The black hats can either act alone, doing their own thing, or can also be a part of groups, commonly smaller groups. They value their anonymity and do all they can to remain hidden from everyone, even their clients. It can take a few white hat hackers to be able to track them down, if that is even possible.

White hat

White hat hackers are the “good guys”. They are ethical hacker, meaning they strictly adhere to an ethical code, and as such only use their skills to help people. An ethical hacker is commonly found in large tech and security companies with the objective of discovering and fixing security vulnerabilities before the black hats do so.

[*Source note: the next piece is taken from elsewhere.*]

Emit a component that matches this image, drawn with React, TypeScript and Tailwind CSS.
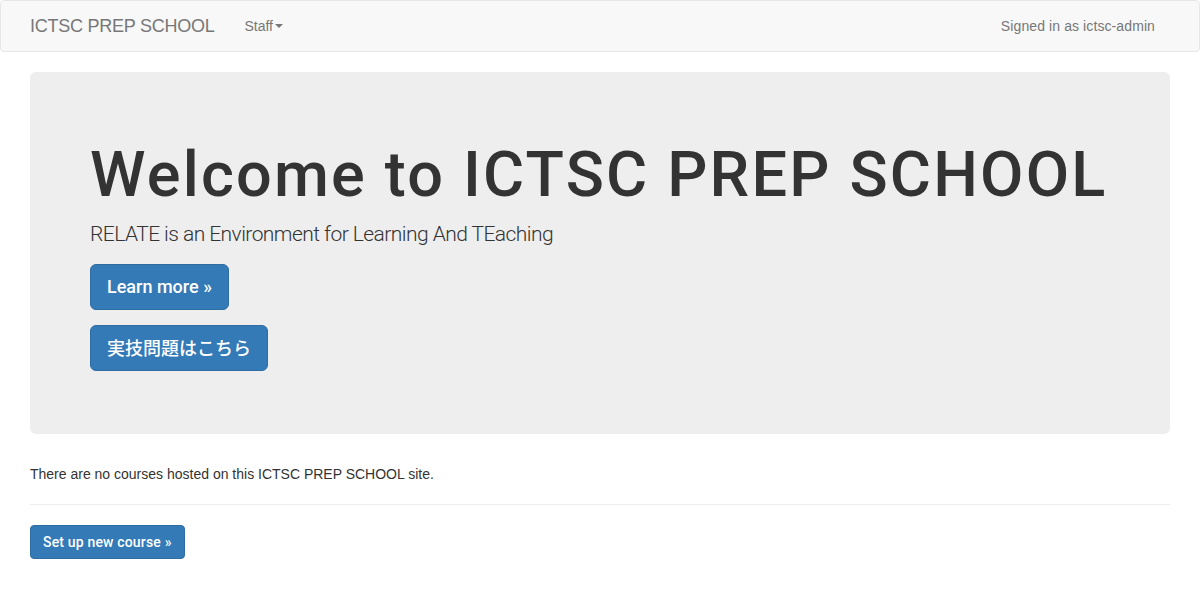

If you read on the news about an exploit having been discovered in a product of a major company, it probably means that a white hat discovered it, and it has already been fixed.

The guy that discovered that Trump’s Twitter password was “maga2020” and told the authorities instead of messing around? Yes, he is a white hat hacker too. That’s how they are.

Ethical hackers tend to be so helpful for finding exploits that it is common to see companies offering huge rewards for them when they manage to find such vulnerabilities, with Mozilla paying up to 10,000 dollars and Google, 31,337 (yes, that is the exact amount, the pun was definitely intended).

Red hat

The “chaotic good” of the non ethical hacker world, red hats follow their own ethical code, but also aim to do good. They are commonly regarded as “vigilantes”, and are known for going after and defeating black hats using their own means, frequently without aid from the police.

Consequently, they are pretty controversial. Who they will go after will depend on their own definition of white hat and black hat. Just the same, they sometimes turn their attention to targets outside of hacker culture, such as organized crime and extremist groups, and their techniques may involve tracking and exposing people publicly or even “bricking” their enemies’ computers (that is, making them unusable).

Many hacktivists tend to be red hats, commonly defying the line between legality and illegality and good and evil, including controversial groups such as Anonymous and Wikileaks.

The most recent red hat attack was the hack on the Parler platform: a group managed to obtain access to the administration software of their server, and with that gained access to every user’s data and aided the FBI in finding the Capitol invaders.

Hacker culture is a pretty diverse and complex world, but you can rest assured that there are many good guys out there protecting us from the bad guys.